**GOAL OF THE EXERCISE**
Check each line of the records below and collect those holding "page".

— Start of MATERIAL FOR THIS EXERCISE —

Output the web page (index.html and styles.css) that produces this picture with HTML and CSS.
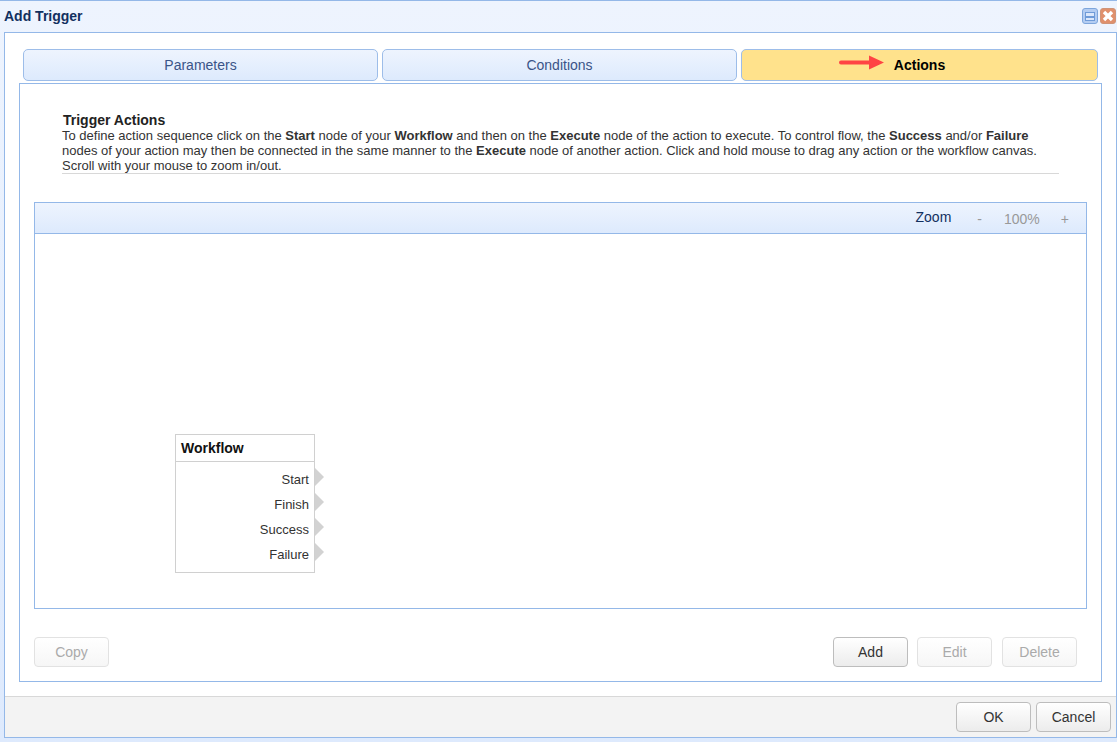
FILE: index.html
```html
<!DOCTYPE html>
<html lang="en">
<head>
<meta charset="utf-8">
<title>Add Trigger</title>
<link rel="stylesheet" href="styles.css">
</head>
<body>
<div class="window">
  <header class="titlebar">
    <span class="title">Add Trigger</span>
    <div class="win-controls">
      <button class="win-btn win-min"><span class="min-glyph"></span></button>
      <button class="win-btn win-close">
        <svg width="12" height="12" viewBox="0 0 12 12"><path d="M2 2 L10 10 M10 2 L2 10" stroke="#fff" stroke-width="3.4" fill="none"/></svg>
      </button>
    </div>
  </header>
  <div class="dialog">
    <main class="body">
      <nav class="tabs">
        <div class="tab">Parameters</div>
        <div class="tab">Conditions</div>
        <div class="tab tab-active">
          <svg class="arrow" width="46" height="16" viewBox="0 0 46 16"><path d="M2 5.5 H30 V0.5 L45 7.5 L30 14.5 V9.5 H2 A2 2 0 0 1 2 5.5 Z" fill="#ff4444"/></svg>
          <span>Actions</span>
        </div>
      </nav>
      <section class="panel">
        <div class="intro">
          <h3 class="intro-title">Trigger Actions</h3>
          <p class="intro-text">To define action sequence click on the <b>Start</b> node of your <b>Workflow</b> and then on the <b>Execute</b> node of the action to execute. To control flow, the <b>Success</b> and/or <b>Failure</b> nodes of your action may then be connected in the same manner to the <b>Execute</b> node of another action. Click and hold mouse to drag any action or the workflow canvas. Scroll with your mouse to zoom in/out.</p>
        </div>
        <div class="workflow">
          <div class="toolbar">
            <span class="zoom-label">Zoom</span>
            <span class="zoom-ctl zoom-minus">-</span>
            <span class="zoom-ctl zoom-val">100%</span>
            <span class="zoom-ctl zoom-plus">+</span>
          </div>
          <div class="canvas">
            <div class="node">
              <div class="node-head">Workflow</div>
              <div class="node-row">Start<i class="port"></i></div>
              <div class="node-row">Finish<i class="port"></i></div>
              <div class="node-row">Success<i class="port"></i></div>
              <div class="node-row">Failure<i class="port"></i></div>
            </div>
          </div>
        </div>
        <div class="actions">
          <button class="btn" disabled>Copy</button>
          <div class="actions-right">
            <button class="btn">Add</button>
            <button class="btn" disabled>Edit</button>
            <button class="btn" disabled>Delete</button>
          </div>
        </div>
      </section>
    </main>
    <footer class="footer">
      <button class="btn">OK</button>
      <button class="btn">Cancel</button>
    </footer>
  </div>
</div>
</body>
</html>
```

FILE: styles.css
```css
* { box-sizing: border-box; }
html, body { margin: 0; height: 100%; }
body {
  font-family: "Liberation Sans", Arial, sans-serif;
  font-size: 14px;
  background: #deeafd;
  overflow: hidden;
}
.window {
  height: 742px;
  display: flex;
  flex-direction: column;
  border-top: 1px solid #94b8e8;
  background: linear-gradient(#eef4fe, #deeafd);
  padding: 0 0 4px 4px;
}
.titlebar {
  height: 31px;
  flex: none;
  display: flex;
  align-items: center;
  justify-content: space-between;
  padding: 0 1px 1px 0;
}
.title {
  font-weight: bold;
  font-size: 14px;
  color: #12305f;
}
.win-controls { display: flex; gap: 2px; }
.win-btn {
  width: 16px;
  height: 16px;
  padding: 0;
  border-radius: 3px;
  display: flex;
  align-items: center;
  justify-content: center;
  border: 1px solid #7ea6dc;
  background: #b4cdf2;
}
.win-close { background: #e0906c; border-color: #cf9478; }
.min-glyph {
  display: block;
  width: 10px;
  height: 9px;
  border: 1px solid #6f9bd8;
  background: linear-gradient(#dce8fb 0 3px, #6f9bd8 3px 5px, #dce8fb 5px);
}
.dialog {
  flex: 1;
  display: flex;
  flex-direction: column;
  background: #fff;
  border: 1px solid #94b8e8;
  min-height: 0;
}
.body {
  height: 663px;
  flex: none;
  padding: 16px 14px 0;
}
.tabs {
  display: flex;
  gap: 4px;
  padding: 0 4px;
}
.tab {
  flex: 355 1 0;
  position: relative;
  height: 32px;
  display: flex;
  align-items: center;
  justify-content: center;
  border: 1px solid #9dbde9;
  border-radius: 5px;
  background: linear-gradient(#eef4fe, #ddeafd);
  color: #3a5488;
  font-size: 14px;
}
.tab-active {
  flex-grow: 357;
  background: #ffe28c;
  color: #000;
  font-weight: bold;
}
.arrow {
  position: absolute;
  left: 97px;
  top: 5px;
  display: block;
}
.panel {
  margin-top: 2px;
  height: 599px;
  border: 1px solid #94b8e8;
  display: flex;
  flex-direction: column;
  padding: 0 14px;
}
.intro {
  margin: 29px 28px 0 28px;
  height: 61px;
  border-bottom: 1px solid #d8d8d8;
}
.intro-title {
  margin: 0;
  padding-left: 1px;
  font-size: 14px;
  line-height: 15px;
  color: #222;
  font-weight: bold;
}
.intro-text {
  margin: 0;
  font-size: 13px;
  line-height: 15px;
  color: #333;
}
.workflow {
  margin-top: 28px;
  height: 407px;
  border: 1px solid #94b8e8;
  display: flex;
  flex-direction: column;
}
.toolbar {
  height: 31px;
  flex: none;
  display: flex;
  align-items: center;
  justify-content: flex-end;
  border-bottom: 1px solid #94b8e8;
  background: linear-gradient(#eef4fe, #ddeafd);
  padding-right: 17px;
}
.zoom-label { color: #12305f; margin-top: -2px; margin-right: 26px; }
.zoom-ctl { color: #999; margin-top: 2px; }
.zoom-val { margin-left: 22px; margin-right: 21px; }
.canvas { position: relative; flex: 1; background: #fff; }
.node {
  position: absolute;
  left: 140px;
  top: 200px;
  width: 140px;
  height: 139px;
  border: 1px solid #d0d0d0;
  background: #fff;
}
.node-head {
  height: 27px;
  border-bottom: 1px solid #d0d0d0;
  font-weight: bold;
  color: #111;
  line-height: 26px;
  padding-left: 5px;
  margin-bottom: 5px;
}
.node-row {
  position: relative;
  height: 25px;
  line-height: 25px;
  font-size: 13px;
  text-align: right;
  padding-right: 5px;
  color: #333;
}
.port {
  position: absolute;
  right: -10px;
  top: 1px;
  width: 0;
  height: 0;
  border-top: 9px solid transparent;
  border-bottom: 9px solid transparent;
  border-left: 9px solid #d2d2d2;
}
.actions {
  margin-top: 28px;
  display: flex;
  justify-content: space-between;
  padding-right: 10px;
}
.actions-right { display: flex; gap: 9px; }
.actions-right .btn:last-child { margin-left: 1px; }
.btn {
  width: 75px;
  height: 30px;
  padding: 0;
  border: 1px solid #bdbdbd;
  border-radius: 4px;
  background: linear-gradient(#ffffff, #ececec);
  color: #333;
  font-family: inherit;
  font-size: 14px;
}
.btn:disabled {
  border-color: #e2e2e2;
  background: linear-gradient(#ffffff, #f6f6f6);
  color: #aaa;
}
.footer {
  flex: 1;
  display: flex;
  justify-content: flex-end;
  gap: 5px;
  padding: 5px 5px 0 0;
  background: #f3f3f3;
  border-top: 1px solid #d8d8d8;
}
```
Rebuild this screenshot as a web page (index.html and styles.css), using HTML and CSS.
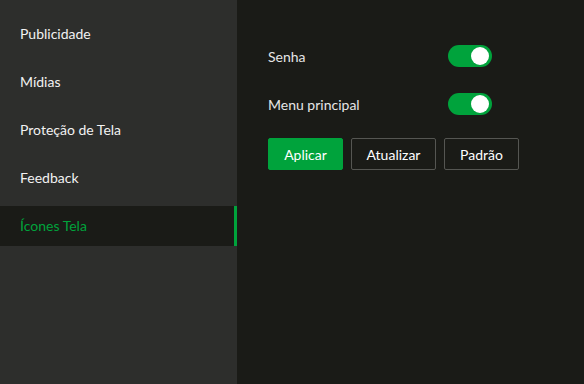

— End of MATERIAL FOR THIS EXERCISE —
— Start of MATERIAL FOR THIS EXERCISE —

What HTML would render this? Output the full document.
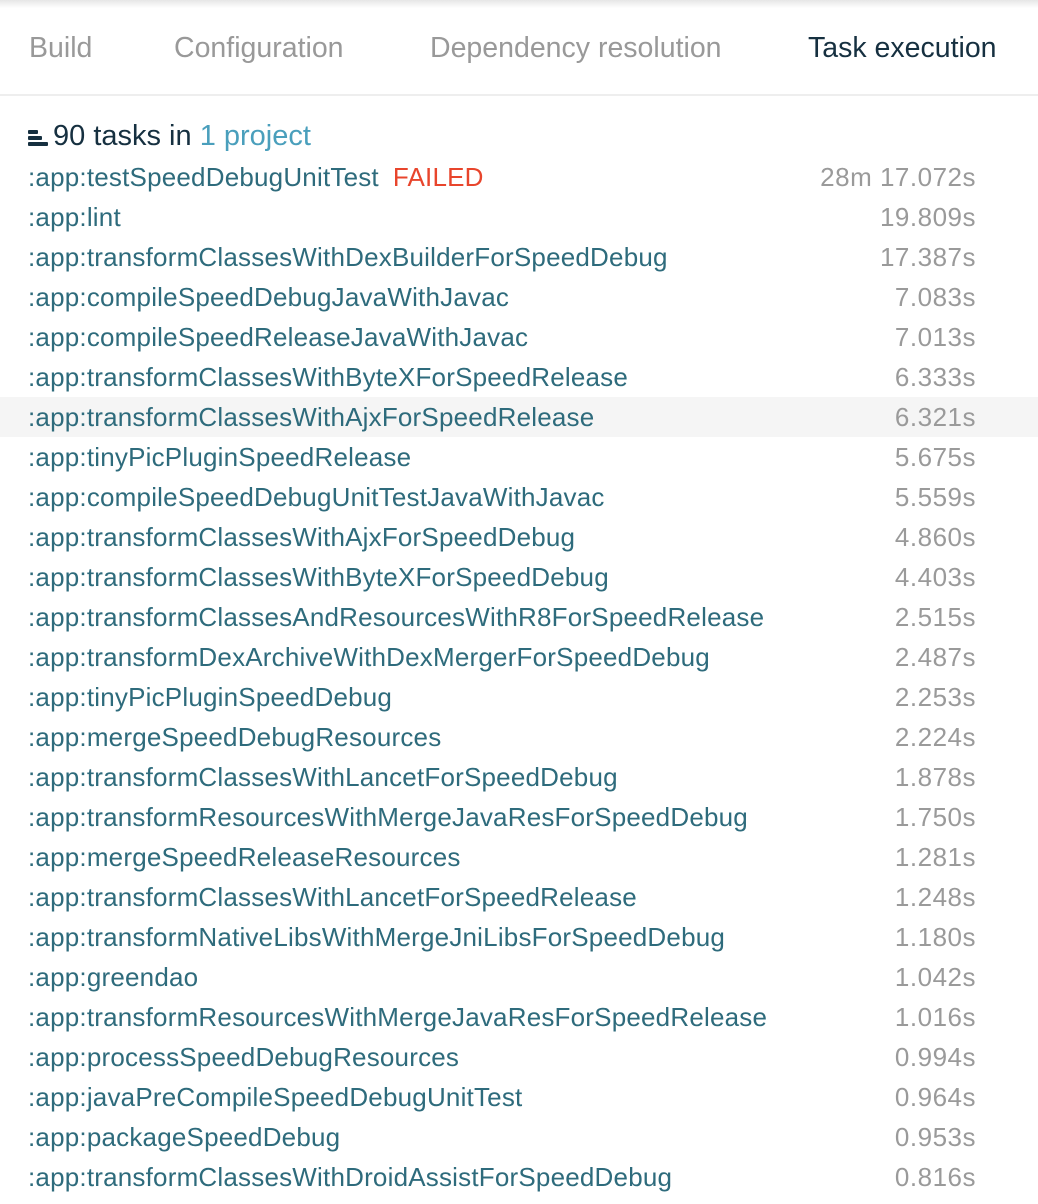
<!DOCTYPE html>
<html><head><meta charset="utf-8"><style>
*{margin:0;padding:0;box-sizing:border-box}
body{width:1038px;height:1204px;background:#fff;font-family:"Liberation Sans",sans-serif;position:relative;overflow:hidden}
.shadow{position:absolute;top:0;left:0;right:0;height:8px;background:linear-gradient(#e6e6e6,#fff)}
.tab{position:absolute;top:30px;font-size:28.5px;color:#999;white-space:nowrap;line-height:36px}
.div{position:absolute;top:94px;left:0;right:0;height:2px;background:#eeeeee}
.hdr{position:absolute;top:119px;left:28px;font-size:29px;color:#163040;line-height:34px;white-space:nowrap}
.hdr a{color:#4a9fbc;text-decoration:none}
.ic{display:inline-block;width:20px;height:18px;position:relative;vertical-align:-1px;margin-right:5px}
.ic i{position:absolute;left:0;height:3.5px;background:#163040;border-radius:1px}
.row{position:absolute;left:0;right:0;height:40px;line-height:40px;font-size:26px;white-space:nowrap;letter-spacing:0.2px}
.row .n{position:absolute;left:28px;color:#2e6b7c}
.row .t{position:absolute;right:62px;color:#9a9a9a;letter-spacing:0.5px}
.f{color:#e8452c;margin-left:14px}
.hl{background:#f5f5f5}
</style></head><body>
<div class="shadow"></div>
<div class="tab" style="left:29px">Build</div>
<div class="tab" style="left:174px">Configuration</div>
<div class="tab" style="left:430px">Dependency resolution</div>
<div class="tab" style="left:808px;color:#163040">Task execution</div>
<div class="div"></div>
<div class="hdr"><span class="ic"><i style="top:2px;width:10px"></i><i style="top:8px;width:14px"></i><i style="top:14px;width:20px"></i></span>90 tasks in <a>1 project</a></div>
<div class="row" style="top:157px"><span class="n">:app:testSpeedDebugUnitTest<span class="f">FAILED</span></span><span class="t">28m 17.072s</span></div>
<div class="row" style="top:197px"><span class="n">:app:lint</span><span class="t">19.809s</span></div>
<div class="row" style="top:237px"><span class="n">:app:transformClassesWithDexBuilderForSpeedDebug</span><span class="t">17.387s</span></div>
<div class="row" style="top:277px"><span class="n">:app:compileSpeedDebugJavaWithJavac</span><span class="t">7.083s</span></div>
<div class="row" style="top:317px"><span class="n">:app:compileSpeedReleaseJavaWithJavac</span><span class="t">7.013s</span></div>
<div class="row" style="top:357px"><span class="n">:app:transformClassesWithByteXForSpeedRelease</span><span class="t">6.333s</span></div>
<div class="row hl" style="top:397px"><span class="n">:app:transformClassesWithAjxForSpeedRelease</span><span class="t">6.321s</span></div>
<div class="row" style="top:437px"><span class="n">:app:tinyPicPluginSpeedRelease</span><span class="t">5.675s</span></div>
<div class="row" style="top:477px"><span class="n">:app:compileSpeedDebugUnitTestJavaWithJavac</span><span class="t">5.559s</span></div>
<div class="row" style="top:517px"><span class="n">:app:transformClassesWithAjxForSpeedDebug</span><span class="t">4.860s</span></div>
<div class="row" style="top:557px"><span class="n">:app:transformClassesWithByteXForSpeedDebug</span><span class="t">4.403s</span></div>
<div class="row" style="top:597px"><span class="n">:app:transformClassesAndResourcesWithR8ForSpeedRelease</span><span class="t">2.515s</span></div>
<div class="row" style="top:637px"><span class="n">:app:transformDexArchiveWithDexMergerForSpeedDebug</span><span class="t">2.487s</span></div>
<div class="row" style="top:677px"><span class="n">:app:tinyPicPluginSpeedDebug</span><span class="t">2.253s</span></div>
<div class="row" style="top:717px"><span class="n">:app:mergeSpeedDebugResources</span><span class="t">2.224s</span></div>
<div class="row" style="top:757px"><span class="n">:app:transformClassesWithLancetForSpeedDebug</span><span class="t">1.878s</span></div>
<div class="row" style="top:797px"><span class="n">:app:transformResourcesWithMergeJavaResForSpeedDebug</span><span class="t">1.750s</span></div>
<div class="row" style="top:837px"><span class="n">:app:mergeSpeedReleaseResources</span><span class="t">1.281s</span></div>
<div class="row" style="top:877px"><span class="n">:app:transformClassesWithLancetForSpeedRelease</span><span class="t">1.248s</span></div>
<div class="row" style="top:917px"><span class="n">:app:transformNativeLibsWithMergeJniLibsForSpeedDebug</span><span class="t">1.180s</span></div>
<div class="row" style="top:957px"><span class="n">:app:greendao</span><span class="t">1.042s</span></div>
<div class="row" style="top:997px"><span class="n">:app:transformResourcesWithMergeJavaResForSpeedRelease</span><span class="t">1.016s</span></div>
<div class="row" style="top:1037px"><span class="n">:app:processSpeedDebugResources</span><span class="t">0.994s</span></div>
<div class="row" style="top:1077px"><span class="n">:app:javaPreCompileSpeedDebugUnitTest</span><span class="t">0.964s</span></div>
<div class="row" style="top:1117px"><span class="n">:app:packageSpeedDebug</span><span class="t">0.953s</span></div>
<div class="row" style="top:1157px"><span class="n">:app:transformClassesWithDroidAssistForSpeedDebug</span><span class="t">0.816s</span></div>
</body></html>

— End of MATERIAL FOR THIS EXERCISE —

**THE SOLUTION**
Output the web page (index.html and styles.css) that produces this picture with HTML and CSS.
Rebuild this screenshot as a web page (index.html and styles.css), using HTML and CSS.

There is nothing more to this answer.